• Bob Vlach, Woodford Sun Staff

Making a merrier Christmas for those less-fortunate

Former students returned to St. Leo School last Friday and Saturday so they could help out during this year's Christmas Store - an annual event that ensures less-fortunate children in the community will have a merrier Christmas on Dec. 25. Shopping for their children's Christmas gifts means a lot to these parents. Giving them that opportunity has become a cherished holiday tradition for students and teachers at St. Leo School and parishioners at St. Leo Church, who support the event with their time and donations. "It doesn't feel like Christmas starts until we do the Christmas Store," says Molly Dawson, 21. She's a senior at Western Kentucky University now, and has been helping out at the Christmas Store since she was sixth-grader at St. Leo School. Now in its 12 year, the parents of more than 750 children shopped for toys and clothes at last year's Christmas Store. Parents shopped for more than 800 children this year as word about the event spread on social media. "The more that we can help - the better," says Helena DiBiasie, principal at St. Leo School. She says all types of donations were up this year, with parishioners from St. Leo Church being especially generous with monetary donations.

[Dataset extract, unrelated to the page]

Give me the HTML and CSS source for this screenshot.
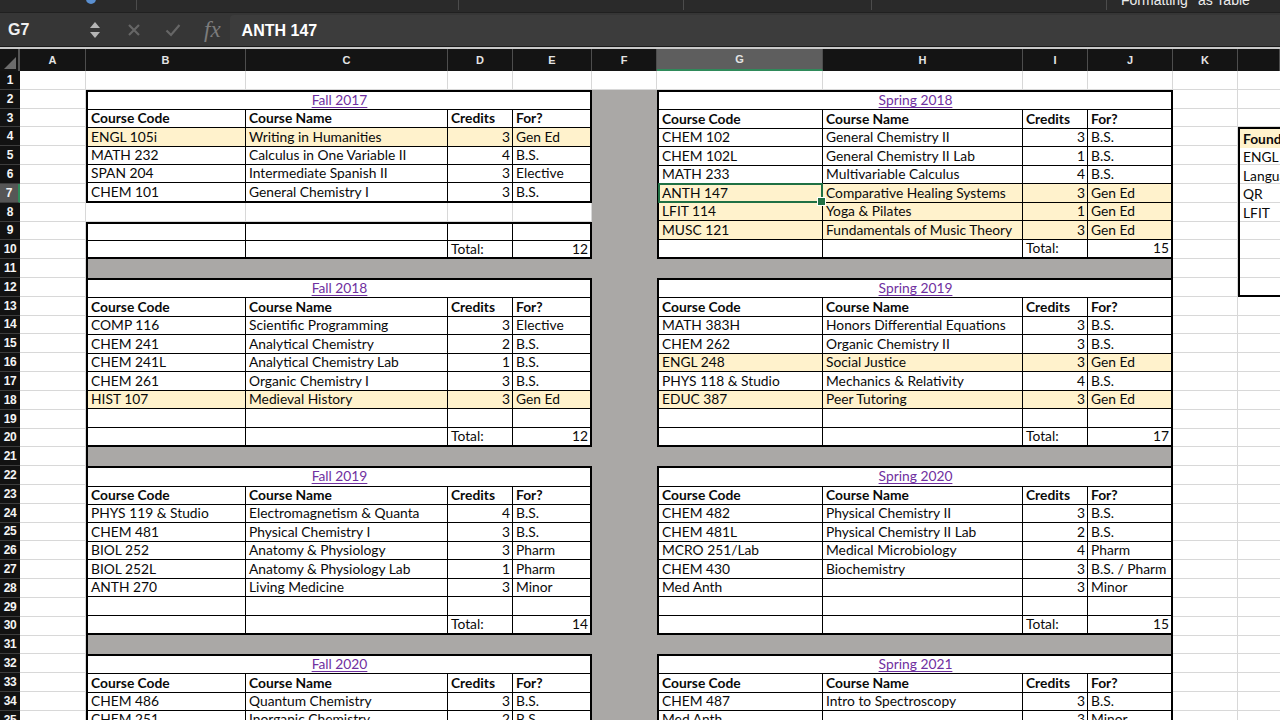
FILE: index.html
```html
<!DOCTYPE html>
<html lang="en">
<head>
<meta charset="utf-8">
<title>Course Plan</title>
<link rel="stylesheet" href="styles.css">
</head>
<body>
<div class="app">
  <div class="toolbar">
    <div class="seg s1"><span class="blob"></span></div>
    <div class="seg s2"></div>
    <div class="seg s3"></div>
    <div class="seg s4"></div>
    <div class="seg s5"></div>
    <div class="seg s6"><span class="tbtext">Formatting</span><span class="tbtext">as Table</span></div>
  </div>
  <div class="fbar">
    <div class="namebox">G7</div>
    <svg class="stepper" width="14" height="20" viewBox="0 0 14 20"><path d="M7 2 L12 8 L2 8 Z" fill="#b5b5b5"/><path d="M2 12 L12 12 L7 18 Z" fill="#b5b5b5"/></svg>
    <svg class="fx-ico x" width="14" height="14" viewBox="0 0 14 14"><path d="M2 2 L12 12 M12 2 L2 12" stroke="#666" stroke-width="2.2" fill="none"/></svg>
    <svg class="fx-ico ok" width="16" height="14" viewBox="0 0 16 14"><path d="M1.5 7.5 L6 12 L14.5 2" stroke="#666" stroke-width="2.2" fill="none"/></svg>
    <span class="fx">fx</span>
    <div class="finput">ANTH 147</div>
  </div>
  <div class="rule"></div>
  <div class="colhdr">
    <div class="corner"><span class="tri"></span></div>
    <div>A</div><div>B</div><div>C</div><div>D</div><div>E</div><div>F</div>
    <div class="on">G</div><div>H</div><div>I</div><div>J</div><div>K</div><div></div>
  </div>
  <div class="grid">
    <div class="gv"></div>
    <div class="band r11"></div>
    <div class="band r21"></div>
    <div class="band r31"></div>

    <!-- Fall 2017 -->
    <div class="blk L g2a">
      <div class="t">Fall 2017</div>
      <div class="h">Course Code</div><div class="h">Course Name</div><div class="h">Credits</div><div class="h">For?</div>
      <div class="y">ENGL 105i</div><div class="y">Writing in Humanities</div><div class="y n">3</div><div class="y">Gen Ed</div>
      <div>MATH 232</div><div>Calculus in One Variable II</div><div class="n">4</div><div>B.S.</div>
      <div>SPAN 204</div><div>Intermediate Spanish II</div><div class="n">3</div><div>Elective</div>
      <div>CHEM 101</div><div>General Chemistry I</div><div class="n">3</div><div>B.S.</div>
    </div>
    <div class="blk L g9">
      <div></div><div></div><div></div><div></div>
      <div></div><div></div><div>Total:</div><div class="n">12</div>
    </div>

    <!-- Spring 2018 -->
    <div class="blk R g2">
      <div class="t">Spring 2018</div>
      <div class="h">Course Code</div><div class="h">Course Name</div><div class="h">Credits</div><div class="h">For?</div>
      <div>CHEM 102</div><div>General Chemistry II</div><div class="n">3</div><div>B.S.</div>
      <div>CHEM 102L</div><div>General Chemistry II Lab</div><div class="n">1</div><div>B.S.</div>
      <div>MATH 233</div><div>Multivariable Calculus</div><div class="n">4</div><div>B.S.</div>
      <div class="y sel">ANTH 147</div><div class="y">Comparative Healing Systems</div><div class="y n">3</div><div class="y">Gen Ed</div>
      <div class="y">LFIT 114</div><div class="y">Yoga &amp; Pilates</div><div class="y n">1</div><div class="y">Gen Ed</div>
      <div class="y">MUSC 121</div><div class="y">Fundamentals of Music Theory</div><div class="y n">3</div><div class="y">Gen Ed</div>
      <div></div><div></div><div>Total:</div><div class="n">15</div>
    </div>

    <!-- Fall 2018 -->
    <div class="blk L g12">
      <div class="t">Fall 2018</div>
      <div class="h">Course Code</div><div class="h">Course Name</div><div class="h">Credits</div><div class="h">For?</div>
      <div>COMP 116</div><div>Scientific Programming</div><div class="n">3</div><div>Elective</div>
      <div>CHEM 241</div><div>Analytical Chemistry</div><div class="n">2</div><div>B.S.</div>
      <div>CHEM 241L</div><div>Analytical Chemistry Lab</div><div class="n">1</div><div>B.S.</div>
      <div>CHEM 261</div><div>Organic Chemistry I</div><div class="n">3</div><div>B.S.</div>
      <div class="y">HIST 107</div><div class="y">Medieval History</div><div class="y n">3</div><div class="y">Gen Ed</div>
      <div></div><div></div><div></div><div></div>
      <div></div><div></div><div>Total:</div><div class="n">12</div>
    </div>

    <!-- Spring 2019 -->
    <div class="blk R g12">
      <div class="t">Spring 2019</div>
      <div class="h">Course Code</div><div class="h">Course Name</div><div class="h">Credits</div><div class="h">For?</div>
      <div>MATH 383H</div><div>Honors Differential Equations</div><div class="n">3</div><div>B.S.</div>
      <div>CHEM 262</div><div>Organic Chemistry II</div><div class="n">3</div><div>B.S.</div>
      <div class="y">ENGL 248</div><div class="y">Social Justice</div><div class="y n">3</div><div class="y">Gen Ed</div>
      <div>PHYS 118 &amp; Studio</div><div>Mechanics &amp; Relativity</div><div class="n">4</div><div>B.S.</div>
      <div class="y">EDUC 387</div><div class="y">Peer Tutoring</div><div class="y n">3</div><div class="y">Gen Ed</div>
      <div></div><div></div><div></div><div></div>
      <div></div><div></div><div>Total:</div><div class="n">17</div>
    </div>

    <!-- Fall 2019 -->
    <div class="blk L g22">
      <div class="t">Fall 2019</div>
      <div class="h">Course Code</div><div class="h">Course Name</div><div class="h">Credits</div><div class="h">For?</div>
      <div>PHYS 119 &amp; Studio</div><div>Electromagnetism &amp; Quanta</div><div class="n">4</div><div>B.S.</div>
      <div>CHEM 481</div><div>Physical Chemistry I</div><div class="n">3</div><div>B.S.</div>
      <div>BIOL 252</div><div>Anatomy &amp; Physiology</div><div class="n">3</div><div>Pharm</div>
      <div>BIOL 252L</div><div>Anatomy &amp; Physiology Lab</div><div class="n">1</div><div>Pharm</div>
      <div>ANTH 270</div><div>Living Medicine</div><div class="n">3</div><div>Minor</div>
      <div></div><div></div><div></div><div></div>
      <div></div><div></div><div>Total:</div><div class="n">14</div>
    </div>

    <!-- Spring 2020 -->
    <div class="blk R g22">
      <div class="t">Spring 2020</div>
      <div class="h">Course Code</div><div class="h">Course Name</div><div class="h">Credits</div><div class="h">For?</div>
      <div>CHEM 482</div><div>Physical Chemistry II</div><div class="n">3</div><div>B.S.</div>
      <div>CHEM 481L</div><div>Physical Chemistry II Lab</div><div class="n">2</div><div>B.S.</div>
      <div>MCRO 251/Lab</div><div>Medical Microbiology</div><div class="n">4</div><div>Pharm</div>
      <div>CHEM 430</div><div>Biochemistry</div><div class="n">3</div><div>B.S. / Pharm</div>
      <div>Med Anth</div><div></div><div class="n">3</div><div>Minor</div>
      <div></div><div></div><div></div><div></div>
      <div></div><div></div><div>Total:</div><div class="n">15</div>
    </div>

    <!-- Fall 2020 -->
    <div class="blk L g32">
      <div class="t">Fall 2020</div>
      <div class="h">Course Code</div><div class="h">Course Name</div><div class="h">Credits</div><div class="h">For?</div>
      <div>CHEM 486</div><div>Quantum Chemistry</div><div class="n">3</div><div>B.S.</div>
      <div>CHEM 251</div><div>Inorganic Chemistry</div><div class="n">2</div><div>B.S.</div>
      <div></div><div></div><div></div><div></div>
    </div>

    <!-- Spring 2021 -->
    <div class="blk R g32">
      <div class="t">Spring 2021</div>
      <div class="h">Course Code</div><div class="h">Course Name</div><div class="h">Credits</div><div class="h">For?</div>
      <div>CHEM 487</div><div>Intro to Spectroscopy</div><div class="n">3</div><div>B.S.</div>
      <div>Med Anth</div><div></div><div class="n">3</div><div>Minor</div>
      <div></div><div></div><div></div><div></div>
    </div>

    <!-- Foundations box -->
    <div class="found">
      <div class="fh">Foundations</div>
      <div>ENGL 105i</div>
      <div>Language</div>
      <div>QR</div>
      <div>LFIT</div>
      <div></div><div></div><div></div><div></div>
    </div>

    <div class="rh">1</div><div class="rh">2</div><div class="rh">3</div><div class="rh">4</div>
    <div class="rh">5</div><div class="rh">6</div><div class="rh on">7</div><div class="rh">8</div>
    <div class="rh">9</div><div class="rh">10</div><div class="rh">11</div><div class="rh">12</div>
    <div class="rh">13</div><div class="rh">14</div><div class="rh">15</div><div class="rh">16</div>
    <div class="rh">17</div><div class="rh">18</div><div class="rh">19</div><div class="rh">20</div>
    <div class="rh">21</div><div class="rh">22</div><div class="rh">23</div><div class="rh">24</div>
    <div class="rh">25</div><div class="rh">26</div><div class="rh">27</div><div class="rh">28</div>
    <div class="rh">29</div><div class="rh">30</div><div class="rh">31</div><div class="rh">32</div>
    <div class="rh">33</div><div class="rh">34</div><div class="rh">35</div><div class="rh">36</div>
  </div>
</div>
</body>
</html>
```

FILE: styles.css
```css
* { box-sizing: border-box; margin: 0; padding: 0; }
html, body { width: 1280px; height: 720px; overflow: hidden; background: #fff; }
body { font-family: Lato, "Liberation Sans", sans-serif; }
.app { width: 1280px; height: 720px; overflow: hidden; }

/* top toolbar remnant */
.toolbar { height: 13px; background: #2a2a2a; display: flex; overflow: hidden; border-bottom: 1px solid #202020; }
.seg { height: 10px; border-right: 1px solid #4c4c4c; flex: none; display: flex; }
.s1 { width: 137px; }
.s2 { width: 322px; }
.s3 { width: 225px; }
.s4 { width: 188px; }
.s5 { width: 235px; }
.s6 { flex: 1; border-right: none; padding-left: 14px; gap: 10px; }
.blob { width: 10px; height: 6px; margin: -2px 0 0 86px; border-radius: 0 0 5px 5px; background: #5a8fd0; }
.tbtext { color: #ececec; font-family: "Liberation Sans", sans-serif; font-size: 14px; line-height: 14px; margin-top: -7px; }

/* formula bar */
.fbar { height: 33px; background: #363636; display: flex; align-items: center; }
.namebox { width: 86px; padding-left: 8px; color: #f0f0f0; font-family: "Liberation Sans", sans-serif; font-weight: bold; font-size: 16px; }
.stepper { margin-left: 2px; }
.fx-ico.x { margin-left: 25px; }
.fx-ico.ok { margin-left: 24px; }
.fx { margin-left: 23px; font-family: "Liberation Serif", serif; font-style: italic; font-size: 23px; color: #7c7c7c; }
.finput { margin-left: 9px; flex: 1; height: 31px; align-self: flex-end; background: #3c3c3c; border-radius: 4px 0 0 0; color: #fff; font-family: "Liberation Sans", sans-serif; font-weight: bold; font-size: 16px; line-height: 31px; padding-left: 12px; }
.rule { height: 3px; border-top: 1px solid #1b1b1b; background: #c9c9c9; }

/* column header */
.colhdr { height: 22px; background: #141414; display: grid; grid-template-columns: 20px 66px 160px 202px 65px 79px 65px 166px 200px 65px 85px 65px 42px; }
.colhdr > div { border-right: 1px solid #4d4d4d; color: #e4e4e4; font-family: "Liberation Sans", sans-serif; font-weight: bold; font-size: 11px; display: flex; align-items: center; justify-content: center; }
.colhdr > .on { background: #5e5e5e; border-bottom: 2px solid #2f8a5a; }
.colhdr > .corner { position: relative; border-right: 2px solid #555; }
.tri { position: absolute; right: 2px; bottom: 2px; width: 0; height: 0; border-left: 12px solid transparent; border-bottom: 12px solid #6c6c6c; }

/* sheet grid */
.grid {
  display: grid;
  grid-template-columns: 20px 66px 160px 202px 65px 79px 65px 166px 200px 65px 85px 65px 42px;
  grid-template-rows: repeat(36, 18.82px);
  background-color: #fff;
  background-image:
    linear-gradient(#d8d8d8, #d8d8d8), linear-gradient(#d8d8d8, #d8d8d8), linear-gradient(#d8d8d8, #d8d8d8),
    linear-gradient(#d8d8d8, #d8d8d8), linear-gradient(#d8d8d8, #d8d8d8), linear-gradient(#d8d8d8, #d8d8d8),
    linear-gradient(#d8d8d8, #d8d8d8), linear-gradient(#d8d8d8, #d8d8d8), linear-gradient(#d8d8d8, #d8d8d8),
    linear-gradient(#d8d8d8, #d8d8d8), linear-gradient(#d8d8d8, #d8d8d8),
    repeating-linear-gradient(to bottom, transparent 0, transparent 17.82px, #d8d8d8 17.82px, #d8d8d8 18.82px);
  background-size: 1px 100%, 1px 100%, 1px 100%, 1px 100%, 1px 100%, 1px 100%, 1px 100%, 1px 100%, 1px 100%, 1px 100%, 1px 100%, 100% 100%;
  background-position: 85px 0, 245px 0, 447px 0, 512px 0, 591px 0, 656px 0, 822px 0, 1022px 0, 1087px 0, 1172px 0, 1237px 0, 0 0;
  background-repeat: no-repeat;
}

.rh { grid-column: 1; background: #121212; color: #f4f4f4; font-family: "Liberation Sans", sans-serif; font-weight: bold; font-size: 12px; letter-spacing: -0.3px; display: flex; align-items: center; justify-content: center; border-bottom: 1px solid #3d3d3d; }
.rh.on { background: #565656; border-right: 2px solid #2f8a5a; }

.gv { grid-column: 7 / 8; grid-row: 2 / 37; background: #aaa8a6; }
.band { grid-column: 3 / 12; background: #aaa8a6; border-left: 2px solid #000; border-right: 2px solid #000; }
.r11 { grid-row: 11; }
.r21 { grid-row: 21; }
.r31 { grid-row: 31; }

/* semester blocks */
.blk { display: grid; background: #000; padding: 2px; gap: 1px; grid-auto-rows: 1fr; }
.blk.L { grid-column: 3 / 7; grid-template-columns: 157px 201px 64px 1fr; }
.blk.R { grid-column: 8 / 12; grid-template-columns: 163px 199px 64px 1fr; }
.g2a { grid-row: 2 / 8; }
.g9 { grid-row: 9 / 11; }
.g2 { grid-row: 2 / 11; }
.g12 { grid-row: 12 / 21; }
.g22 { grid-row: 22 / 31; }
.g32 { grid-row: 32 / 37; }

.blk > div { background: #fff; color: #0a0a0a; font-size: 13.8px; line-height: 1; padding: 0 2px 1px 3px; white-space: nowrap; overflow: hidden; display: flex; align-items: center; }
.blk > .t { grid-column: 1 / -1; justify-content: center; color: #7030a0; text-decoration: underline; text-underline-offset: 2px; }
.blk > .h { font-weight: bold; }
.blk > .n { justify-content: flex-end; }
.blk > .y { background: #fff2cc; }
.blk > .sel { position: relative; overflow: visible; outline: 2px solid #1f7044; outline-offset: -1px; z-index: 2; }
.blk > .sel::after { content: ""; position: absolute; right: -4px; bottom: -4px; width: 7px; height: 7px; background: #1f7044; border: 1px solid #fff; }

/* foundations box */
.found { grid-column: 13 / 14; grid-row: 4 / 13; width: 140px; justify-self: start; border: 2px solid #000; display: grid; grid-template-rows: repeat(9, 1fr); }
.found > div { font-size: 13.8px; color: #0a0a0a; padding: 0 3px; display: flex; align-items: center; white-space: nowrap; }
.found > .fh { background: #fff2cc; font-weight: bold; }
```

"This is a wonderful opportunity for people to come together as a community of faith (by) . reaching out to those who are less-fortunate," says the Rev. Danny Schwendeman. He describes St. Leo's school and church families coming together to help others as a wonderful example of how to build community. "Every time there's a need, the people respond and go above and beyond the call of duty," says Schwendeman, celebrating his seventh Christmas at St. Leo Church. "This has a really good message to the entire parish - not just the school side of the parish or the church side of the parish," he says. "We're a community of faith built on living stones." Dawson has been volunteering at the Christmas Store for 11 years and says, "I would not be anywhere else . I love it." Because she's taken on adult responsibilities since becoming a college student in Bowling Green, Dawson understands the value of money and how families may need a little extra help during tough times. "Toys are expensive. Kids are expensive, but it's hard to explain to a kid why . they (don't get as many) toys" as other children at Christmas, she says. Former St. Leo student Michael Tincher helps out at the Christmas Store whenever he can because of the joy he gets from seeing less-fortunate kids having "a good Christmas." And he's pleased that this holiday tradition has grown since he was a student at St. Leo School. "It seems like every year it keeps getting bigger and bigger. So just seeing it improve is a really great feeling," he says. Now a 21-year-old student at Western Kentucky University who hopes to become a police officer, Tincher describes volunteering at St. Leo's Christmas Store and helping others as being important to him this time of year. "At Christmastime," says DiBiasie, "it's even more important that (our students and former students) see that it's not just about getting, but it's really about giving."